The Dallas Mavericks are playing a dangerous game with the “keep the powder dry” plan. Cap space sounds like a good idea, but if free agents are not willing to come to the Mavs, it makes no difference in wins and losses.
Why would free agents not want to come to Dallas? The Mavs have recent success, a superstar in place, and a top-level head coach. They also have a first class organization, with a private plane, custom-made sideline chairs, and famously the best towels in the NBA. The night life isn’t what it is in Miami, New York, or L.A. but it’s not exactly Milwaukee either.
So with all those positives, why are the Mavericks not more attractive to free agents? Well the first answer is easy, the Mavs lone superstar is aging, and possibly already not the player he once was. Above and beyond that though, is the fact that Mark Cuban and Donnie Nelson have shown no loyalty to their own players in the Cuban era of the Mavs. Young free agents see an older Dirk, and think, “when this guy goes, what reason will Dallas have to be loyal to me?”
Steve Nash and Tyson Chandler are the obvious examples of this trend, but we will explore a timeline of players who the Mavs probably owed a new contract to, but choose to go a different direction.
Nick Van Exel: Traded Aug 18th 2003 after scoring 12.5 ppg and being the heart and soul of the Mavs playoff run. Clutch player and the Mavs’ first tough guy.
Raja Bell: Not resigned in 2003 after scoring 3.1 ppg and showing ability as a defensive stopper. Scored 11.2 ppg in the next season with Utah and became known as an elite defensive player.
Antwan Jamison: Jamison scored 14.8 ppg and grabbed 6.3 rebounds while playing only 29 mins a game. Jamison was not only wronged in being traded to Washington, but in being asked to take a bench role behind volume shooter Antoine Walker.
Steve Nash: The most famous example of Mavs disloyalty, Nash was let go in the prime of his career after scoring 15.5 ppg and having 9.5 assists per game. Nelson and Cuban worried about paying Nash after he was unable to guard Tony Parker in the playoffs.
Michael Finley: Finley was amnestied after a down season, scoring only 15.7 ppg, the lowest in his Mavs career. Nelson probably got this right as Finley was never the same, but Finley was the first big deal of the Cuban era, and Dallas wanted out early.
JJ Barea: 9.5 ppg, 3.9 apg and turning around two playoff series (including the Finals) wasn’t enough to get JJ a new deal with Dallas.
Caron Butler: Yes, Butler was hurt for the Mavs’ Finals run, but he was averaging 15 ppg and 4 rebounds a game before his injury. The Mavs looked almost unbeatable with him in the lineup. Still, he was not resigned – even at a reduced number.
Tyson Chandler: The perfect complement to Dirk, Chandler was not seriously considered by the Mavs despite his emotional leadership and a Defensive Player of the Year type performance.

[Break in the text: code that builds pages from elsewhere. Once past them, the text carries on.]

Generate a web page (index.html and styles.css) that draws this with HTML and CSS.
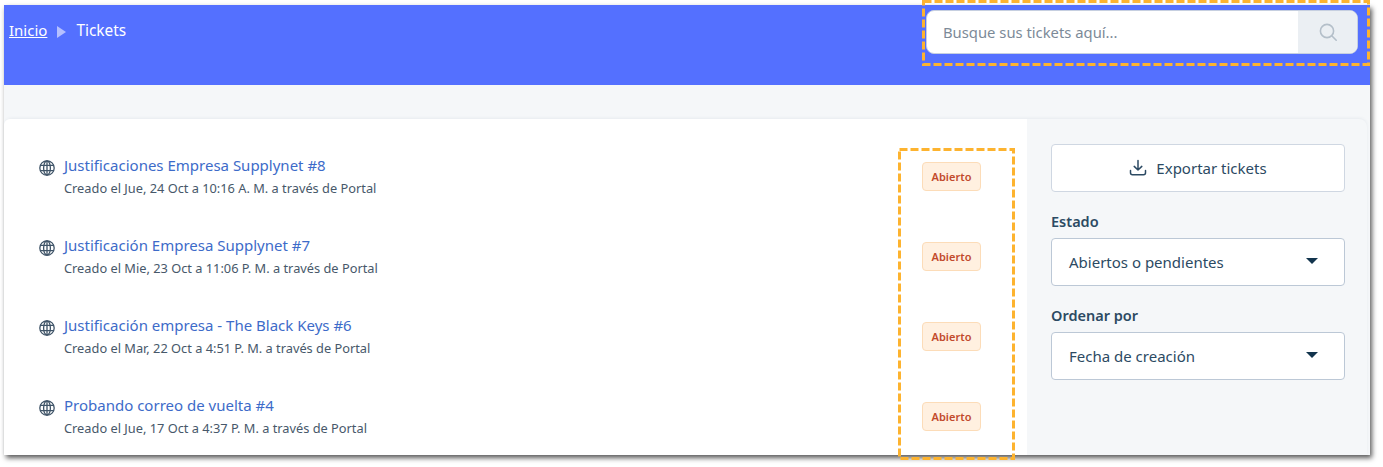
FILE: index.html
```html
<!DOCTYPE html>
<html lang="es">
<head>
  <meta charset="UTF-8">
  <title>Tickets</title>
  <link rel="stylesheet" href="styles.css">
</head>
<body>
  <div class="shot">
    <header class="banner">
      <nav class="crumbs">
        <a href="#" class="crumb-link">Inicio</a>
        <span class="crumb-arrow"></span>
        <span class="crumb-current">Tickets</span>
      </nav>
      <div class="search">
        <div class="search-input">Busque sus tickets aquí...</div>
        <div class="search-btn">
          <svg width="20" height="20" viewBox="0 0 20 20" fill="none" stroke="#b4bfc9" stroke-width="1.6" stroke-linecap="round"><circle cx="9" cy="9" r="6.6"/><path d="M14 14l4.2 4.2"/></svg>
        </div>
      </div>
    </header>
    <div class="band"></div>
    <div class="content">
      <main class="tickets">
        <div class="ticket">
          <svg class="globe" width="16" height="16" viewBox="0 0 16 16" fill="none" stroke="#3f5468" stroke-width="1.3"><circle cx="8" cy="8" r="7.2"/><ellipse cx="8" cy="8" rx="3.4" ry="7.2"/><path d="M8 .8v14.4M1.3 5.3h13.4M1.3 10.7h13.4"/></svg>
          <div class="ticket-text">
            <a href="#" class="ticket-title">Justificaciones Empresa Supplynet #8</a>
            <div class="ticket-meta">Creado el Jue, 24 Oct a 10:16 A. M. a través de Portal</div>
          </div>
          <span class="badge">Abierto</span>
        </div>
        <div class="ticket">
          <svg class="globe" width="16" height="16" viewBox="0 0 16 16" fill="none" stroke="#3f5468" stroke-width="1.3"><circle cx="8" cy="8" r="7.2"/><ellipse cx="8" cy="8" rx="3.4" ry="7.2"/><path d="M8 .8v14.4M1.3 5.3h13.4M1.3 10.7h13.4"/></svg>
          <div class="ticket-text">
            <a href="#" class="ticket-title">Justificación Empresa Supplynet #7</a>
            <div class="ticket-meta">Creado el Mie, 23 Oct a 11:06 P. M. a través de Portal</div>
          </div>
          <span class="badge">Abierto</span>
        </div>
        <div class="ticket">
          <svg class="globe" width="16" height="16" viewBox="0 0 16 16" fill="none" stroke="#3f5468" stroke-width="1.3"><circle cx="8" cy="8" r="7.2"/><ellipse cx="8" cy="8" rx="3.4" ry="7.2"/><path d="M8 .8v14.4M1.3 5.3h13.4M1.3 10.7h13.4"/></svg>
          <div class="ticket-text">
            <a href="#" class="ticket-title">Justificación empresa - The Black Keys #6</a>
            <div class="ticket-meta">Creado el Mar, 22 Oct a 4:51 P. M. a través de Portal</div>
          </div>
          <span class="badge">Abierto</span>
        </div>
        <div class="ticket">
          <svg class="globe" width="16" height="16" viewBox="0 0 16 16" fill="none" stroke="#3f5468" stroke-width="1.3"><circle cx="8" cy="8" r="7.2"/><ellipse cx="8" cy="8" rx="3.4" ry="7.2"/><path d="M8 .8v14.4M1.3 5.3h13.4M1.3 10.7h13.4"/></svg>
          <div class="ticket-text">
            <a href="#" class="ticket-title">Probando correo de vuelta #4</a>
            <div class="ticket-meta">Creado el Jue, 17 Oct a 4:37 P. M. a través de Portal</div>
          </div>
          <span class="badge">Abierto</span>
        </div>
      </main>
      <aside class="side">
        <button class="export">
          <svg width="18" height="18" viewBox="0 0 18 18" fill="none" stroke="#2c4a63" stroke-width="1.5" stroke-linecap="round" stroke-linejoin="round"><path d="M9 1.5v9.5M5.2 7.4L9 11l3.8-3.6M1.5 11.5v2.2c0 1.2.8 2 2 2h11c1.2 0 2-.8 2-2v-2.2"/></svg>
          Exportar tickets
        </button>
        <label class="side-label">Estado</label>
        <div class="select">Abiertos o pendientes<span class="caret"></span></div>
        <label class="side-label side-label-2">Ordenar por</label>
        <div class="select">Fecha de creación<span class="caret"></span></div>
      </aside>
    </div>
    <svg class="mark mark-search" width="448" height="66"><rect x="1.5" y="1.5" width="445" height="63"/></svg>
    <svg class="mark mark-badges" width="117" height="312"><rect x="1.5" y="1.5" width="114" height="309"/></svg>
  </div>
</body>
</html>
```

FILE: styles.css
```css
*{box-sizing:border-box}
html,body{height:467px}
body{margin:0;background:#fff;font-family:"Noto Sans","Open Sans",sans-serif;color:#2c4a63;overflow:hidden;padding:5px 0 0 4px}
.shot{position:relative;width:1366px;height:450px;background:#f5f7f9;box-shadow:2px 3px 5px rgba(0,0,0,.65)}
.banner{height:80px;background:#5470ff;display:flex;justify-content:space-between;align-items:flex-start;padding:5px 12px 0 5px}
.crumbs{display:flex;align-items:center;gap:10px;color:#fff;font-size:15px;height:40px}
.crumb-link{color:#fff}
.crumb-current{font-size:15.4px}
.crumb-arrow{width:0;height:0;border-left:9px solid #b5c0ff;border-top:6px solid transparent;border-bottom:6px solid transparent;margin-top:3px}
.search{width:432px;height:44px;display:flex;border:1px solid #c6cfe0;border-radius:8px;overflow:hidden;background:#fff}
.search-input{flex:1;padding:0 16px;display:flex;align-items:center;font-size:14.8px;color:#7c8a98}
.search-btn{width:59px;background:#ebeff3;display:flex;align-items:center;justify-content:center}
.band{height:34px}
.content{display:flex;height:336px;margin-right:3px;border-radius:8px 8px 0 0;box-shadow:0 -1px 3px rgba(60,80,110,.07)}
.tickets{width:1023px;background:#fff;padding:17px 46px 0 35px;border-radius:6px 0 0 0}
.ticket{height:80px;display:flex;align-items:center;gap:9px}
.globe{margin-top:-16px}
.ticket-text{flex:1;padding-top:1px}
.ticket-title{display:block;color:#3d6bc9;font-size:15px;line-height:22px;text-decoration:none}
.ticket-meta{font-size:12.8px;line-height:22px;color:#47586a;margin-top:1px}
.badge{width:59px;height:29px;display:flex;align-items:center;justify-content:center;background:#fff0e0;border:1px solid #fcdcb8;border-radius:4px;color:#c24a2c;font-size:11px;font-weight:600}
.side{flex:1;padding:25px 22px 0 24px}
.export{width:294px;height:48px;background:#fff;border:1px solid #cfd7e2;border-radius:4px;display:flex;align-items:center;justify-content:center;gap:9px;font:inherit;font-size:15px;color:#2c4a63}
.side-label{display:block;font-size:14.5px;font-weight:600;margin:18px 0 6px;line-height:22px}
.side-label-2{margin:18px 0 6px}
.select{width:294px;height:48px;background:#fff;border:1px solid #bcc8d6;border-radius:4px;display:flex;align-items:center;justify-content:space-between;padding:0 26px 1px 17px;font-size:15px}
.caret{width:0;height:0;border-top:6px solid #12344d;border-left:6.5px solid transparent;border-right:6.5px solid transparent;margin-top:-2px}
.mark{position:absolute;fill:none;stroke:#fdb32f;stroke-width:3;stroke-dasharray:8 3}
.mark-search{left:918px;top:-5px}
.mark-badges{left:894px;top:143px}
```
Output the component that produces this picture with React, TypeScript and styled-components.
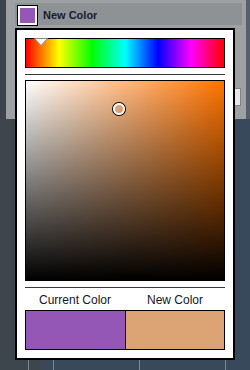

DeShawn Stevenson: Stevenson was not great in the Mavs’ Finals winning season, but he took on tough guards, and hit big shots to take pressure off Dirk and Jason Terry. Unlike his other champion teammates, he was not signed to a big deal, and he was not even offered a deal from Cuban and Nelson.
Jason Terry: The Mavs let Terry walk, despite his long, successful partnership with Dirk, two Finals appearances, and averaging 15.1 ppg in his final season. Terry signed a deal with Boston for the mid-level exception. He deserves to have his jersey number retired here, and he deserved to be treated better by the organization.
History tells the story. Cuban and Nelson have been praised continuously for remaking the team several times around Dirk and maintaining Dallas as a contender. But the message to free agents is clear: “Come to Dallas, play well or even win a championship – but if you deserve a new deal, there’s a good chance the Mavs won’t give it to you.”